Durante um processo conhecido como descoberta de provas, os advogados do presidente americano provavelmente perguntariam à BBC se existem comunicações internas que demonstrem que sinais de alerta foram ignorados ou que jornalistas da emissora tinham a intenção de enganar os telespectadores, disseram especialistas jurídicos.
O processo cita um memorando interno vazado da BBC, escrito por um consultor de ética e padrões, que levantou preocupações sobre um viés sistêmico na emissora em favor da esquerda política.
A crítica contida no memorando à edição do programa "Panorama" poderia reforçar o argumento de Trump de que a BBC agiu de forma maliciosa.
O processo do presidente também alega que a emissora violou uma lei que proíbe práticas comerciais enganosas ou antiéticas.
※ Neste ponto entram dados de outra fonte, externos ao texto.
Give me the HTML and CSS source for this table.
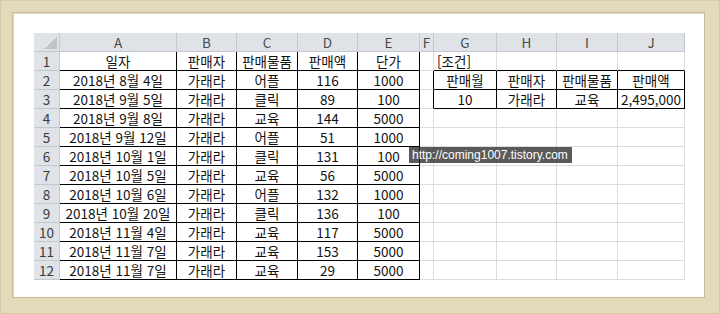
FILE: index.html
```html
<!DOCTYPE html>
<html lang="ko">
<head>
<meta charset="utf-8">
<link rel="stylesheet" href="styles.css">
</head>
<body>
<div class="frame">
  <div class="paper">
    <div class="sheet">
      <div class="c corner"></div><div class="c h">A</div><div class="c h">B</div><div class="c h">C</div><div class="c h">D</div><div class="c h">E</div><div class="c h">F</div><div class="c h">G</div><div class="c h">H</div><div class="c h">I</div><div class="c h">J</div>

      <div class="c r">1</div><div class="c br bb">일자</div><div class="c br bb">판매자</div><div class="c br bb">판매물품</div><div class="c br bb">판매액</div><div class="c br bb">단가</div><div class="c"></div><div class="c bb left">[조건]</div><div class="c bb"></div><div class="c bb"></div><div class="c bb"></div>

      <div class="c r">2</div><div class="c br bb">2018년 8월 4일</div><div class="c br bb">가래라</div><div class="c br bb">어플</div><div class="c br bb">116</div><div class="c br bb">1000</div><div class="c br"></div><div class="c br bb">판매월</div><div class="c br bb">판매자</div><div class="c br bb">판매물품</div><div class="c br bb">판매액</div>

      <div class="c r">3</div><div class="c br bb">2018년 9월 5일</div><div class="c br bb">가래라</div><div class="c br bb">클릭</div><div class="c br bb">89</div><div class="c br bb">100</div><div class="c br"></div><div class="c br bb">10</div><div class="c br bb">가래라</div><div class="c br bb">교육</div><div class="c br bb">2,495,000</div>

      <div class="c r">4</div><div class="c br bb">2018년 9월 8일</div><div class="c br bb">가래라</div><div class="c br bb">교육</div><div class="c br bb">144</div><div class="c br bb">5000</div><div class="c"></div><div class="c"></div><div class="c"></div><div class="c"></div><div class="c"></div>

      <div class="c r">5</div><div class="c br bb">2018년 9월 12일</div><div class="c br bb">가래라</div><div class="c br bb">어플</div><div class="c br bb">51</div><div class="c br bb">1000</div><div class="c"></div><div class="c"></div><div class="c"></div><div class="c"></div><div class="c"></div>

      <div class="c r">6</div><div class="c br bb">2018년 10월 1일</div><div class="c br bb">가래라</div><div class="c br bb">클릭</div><div class="c br bb">131</div><div class="c br bb">100</div><div class="c"></div><div class="c"></div><div class="c"></div><div class="c"></div><div class="c"></div>

      <div class="c r">7</div><div class="c br bb">2018년 10월 5일</div><div class="c br bb">가래라</div><div class="c br bb">교육</div><div class="c br bb">56</div><div class="c br bb">5000</div><div class="c"></div><div class="c"></div><div class="c"></div><div class="c"></div><div class="c"></div>

      <div class="c r">8</div><div class="c br bb">2018년 10월 6일</div><div class="c br bb">가래라</div><div class="c br bb">어플</div><div class="c br bb">132</div><div class="c br bb">1000</div><div class="c"></div><div class="c"></div><div class="c"></div><div class="c"></div><div class="c"></div>

      <div class="c r">9</div><div class="c br bb">2018년 10월 20일</div><div class="c br bb">가래라</div><div class="c br bb">클릭</div><div class="c br bb">136</div><div class="c br bb">100</div><div class="c"></div><div class="c"></div><div class="c"></div><div class="c"></div><div class="c"></div>

      <div class="c r">10</div><div class="c br bb">2018년 11월 4일</div><div class="c br bb">가래라</div><div class="c br bb">교육</div><div class="c br bb">117</div><div class="c br bb">5000</div><div class="c"></div><div class="c"></div><div class="c"></div><div class="c"></div><div class="c"></div>

      <div class="c r">11</div><div class="c br bb">2018년 11월 7일</div><div class="c br bb">가래라</div><div class="c br bb">교육</div><div class="c br bb">153</div><div class="c br bb">5000</div><div class="c"></div><div class="c"></div><div class="c"></div><div class="c"></div><div class="c"></div>

      <div class="c r">12</div><div class="c br bb">2018년 11월 7일</div><div class="c br bb">가래라</div><div class="c br bb">교육</div><div class="c br bb">29</div><div class="c br bb">5000</div><div class="c"></div><div class="c"></div><div class="c"></div><div class="c"></div><div class="c"></div>
    </div>
    <div class="tip">http://coming1007.tistory.com</div>
  </div>
</div>
</body>
</html>
```
FILE: styles.css
```css
* {
  box-sizing: border-box;
  margin: 0;
  padding: 0;
}

body {
  width: 720px;
  height: 314px;
  overflow: hidden;
  font-family: "Noto Sans CJK KR", sans-serif;
}

.frame {
  width: 720px;
  height: 314px;
  background: #e4dabb;
  padding: 13px 16px 17px 13px;
  box-shadow: inset 0 0 0 1px #d6cba6;
}

.paper {
  position: relative;
  height: 100%;
  background: #fff;
  padding: 20px 0 0 21px;
  box-shadow: 0 0 0 1px #c9bc94, inset 1px 1px 1px rgba(120, 100, 50, 0.25);
}

.sheet {
  display: grid;
  grid-template-columns: 26px 117px 60px 61px 60px 62px 14px 63px 60px 61px 67px;
  grid-auto-rows: 19px;
  width: max-content;
}

.c {
  border-right: 1px solid #dcdcdc;
  border-bottom: 1px solid #dcdcdc;
  font-size: 13.5px;
  line-height: 18px;
  text-align: center;
  color: #111;
  white-space: nowrap;
}

.h {
  background: #dfe3e8;
  color: #4a4a4a;
  border-color: #c3c8cf;
}

.r {
  background: #dfe3e8;
  color: #3a3a3a;
  border-color: #c3c8cf;
}

.corner {
  background:
    linear-gradient(135deg, transparent 50%, #bfc4cb 50%) right 2px bottom 2px / 13px 13px no-repeat,
    #dfe3e8;
  border-color: #c3c8cf;
}

.br {
  border-right-color: #000;
}

.bb {
  border-bottom-color: #000;
}

.left {
  text-align: left;
  padding-left: 3px;
}

.tip {
  position: absolute;
  left: 396px;
  top: 134px;
  width: 163px;
  height: 16px;
  background: rgba(35, 35, 35, 0.75);
  color: #fff;
  font: 12px/16px "Liberation Sans", sans-serif;
  padding-left: 3px;
}
```
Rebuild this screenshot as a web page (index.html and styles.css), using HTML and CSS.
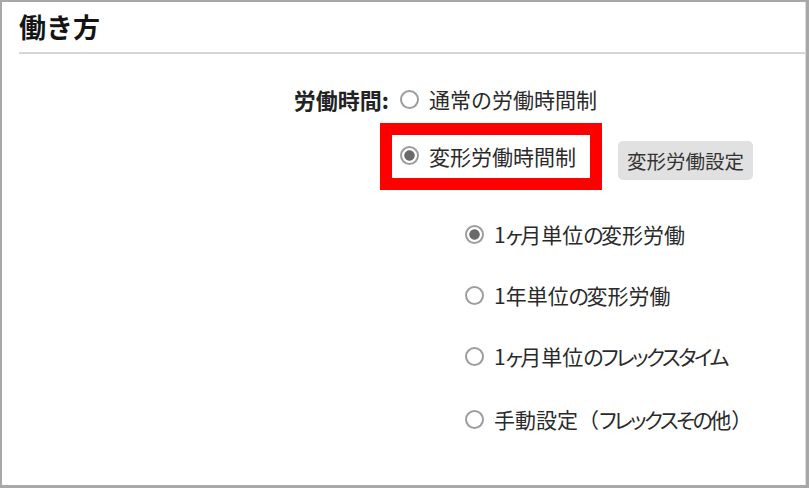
FILE: index.html
```html
<!DOCTYPE html>
<html lang="ja">
<head>
<meta charset="utf-8">
<link rel="stylesheet" href="styles.css">
</head>
<body>
<div class="frame">
  <div class="panel">
    <div class="header"><h1 class="title">働き方</h1></div>
    <div class="form">
      <div class="row-main">
        <div class="label">労働時間:</div>
        <span class="radio"></span>
        <span class="text">通常の労働時間制</span>
      </div>
      <div class="row-second">
        <div class="highlight">
          <span class="radio checked"></span>
          <span class="text">変形労働時間制</span>
        </div>
        <button class="btn">変形労働設定</button>
      </div>
      <div class="sub-list">
        <div class="sub-row"><span class="radio checked"></span><span class="text">1<span class="kana">ヶ</span>月単位<span class="kana">の</span>変形労働</span></div>
        <div class="sub-row"><span class="radio"></span><span class="text">1年単位<span class="kana">の</span>変形労働</span></div>
        <div class="sub-row"><span class="radio"></span><span class="text">1<span class="kana">ヶ</span>月単位<span class="kana">のフレックスタイム</span></span></div>
        <div class="sub-row last"><span class="radio"></span><span class="text">手動設定（<span class="kana">フレックスその</span>他）</span></div>
      </div>
    </div>
  </div>
</div>
</body>
</html>
```

FILE: styles.css
```css
* { box-sizing: border-box; }
html, body { margin: 0; padding: 0; background: #fff; }
body {
  font-family: "Noto Sans CJK JP", "Noto Sans", sans-serif;
  color: #2a2a2a;
}
.frame {
  width: 809px;
  height: 488px;
  border-top: 2px solid #a8a8a8;
  border-left: 2px solid #a8a8a8;
  border-right: 3px solid #a8a8a8;
  border-bottom: 3px solid #a8a8a8;
}
.panel {
  height: 100%;
  border-right: 1px solid #dcdcdc;
}
.header {
  height: 52px;
  margin-left: 17px;
  border-bottom: 2px solid #d6d6d6;
  display: flex;
  align-items: center;
}
.title {
  margin: 0;
  font-size: 27px;
  font-weight: 700;
  line-height: 1;
  color: #141414;
  padding-bottom: 2px;
}
.form {
  display: flex;
  flex-direction: column;
}
.text {
  font-size: 21px;
  line-height: 30px;
  white-space: nowrap;
}
.kana {
  font-feature-settings: "palt" 1;
  letter-spacing: -2.5px;
}
.radio {
  width: 19px;
  height: 19px;
  border-radius: 50%;
  border: 2px solid #9d9d9d;
  background: #fff;
  flex: none;
  margin-right: 10px;
}
.radio.checked {
  background: radial-gradient(circle, #6a6a6a 0 4.8px, #fff 5.6px);
}
.row-main {
  display: flex;
  align-items: center;
  height: 30px;
  margin-top: 30px;
}
.label {
  width: 387px;
  text-align: right;
  font-size: 22px;
  font-weight: 700;
  line-height: 30px;
  margin-right: 11px;
  color: #222;
}
.row-second {
  display: flex;
  align-items: flex-start;
  margin-top: 9px;
  margin-left: 378px;
}
.highlight {
  display: flex;
  align-items: center;
  border: 12px solid #ff0000;
  height: 67px;
  padding: 0 14px 2px 8px;
}
.btn {
  margin-top: 18px;
  margin-left: 16px;
  height: 39px;
  padding: 0 9px;
  border: none;
  border-radius: 5px;
  background: #e1e1e1;
  color: #333;
  font-family: inherit;
  font-size: 19.5px;
  line-height: 1;
}
.sub-list {
  display: flex;
  flex-direction: column;
  gap: 31px;
  margin-top: 29px;
  margin-left: 463px;
}
.sub-row {
  display: flex;
  align-items: center;
  height: 30px;
}
.sub-row.last {
  margin-top: 2px;
}
```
Essas leis não são comumente usadas no contexto de difamação porque os tribunais decidiram que elas se aplicam a golpes contra consumidores, e não a discursos publicados.
3 - Como a BBC poderia se defender?
A Primeira Emenda da Constituição dos EUA garante o direito à liberdade de expressão e confere à imprensa algumas das proteções legais mais fortes do mundo contra processos por difamação.
A BBC também poderia se valer de uma lei estadual que permite aos réus arquivar rapidamente processos por difamação que não tenham fundamento ou que sejam movidos como retaliação contra discursos legalmente protegidos.
A emissora poderia argumentar que o documentário era substancialmente verdadeiro porque Trump foi identificado como a principal causa do tumulto por uma comissão especial da Câmara dos Representantes que investigou o ocorrido em 6 de janeiro.
4 - Trump realmente conseguirá a indenização?
O valor serve como ponto de partida, e não é incomum que demandantes nos EUA apresentem pedidos de indenização exorbitantes como forma de obter vantagem ou como lance inicial para negociações de acordo, afirmam especialistas jurídicos.
O processo movido por Trump alegava que o documentário prejudicou o valor de sua marca pessoal e manchou sua reputação como líder.
A indenização será determinada, em última instância, por um juiz ou júri.
Não é a primeira vez que Trump pede indenizações exorbitantes a uma empresa de mídia.
Ele entrou com um processo de US$ 20 bilhões contra a CBS em 2024 por suposta edição enganosa de uma entrevista com sua rival na eleição presidencial, Kamala Harris. O processo acabou sendo resolvido por US$ 16 milhões.
Em julho, Trump processou o Wall Street Journal em US$ 10 bilhões por um artigo sobre seus laços com o falecido criminoso sexual Jeffrey Epstein. O WSJ negou qualquer irregularidade e o caso continua em andamento.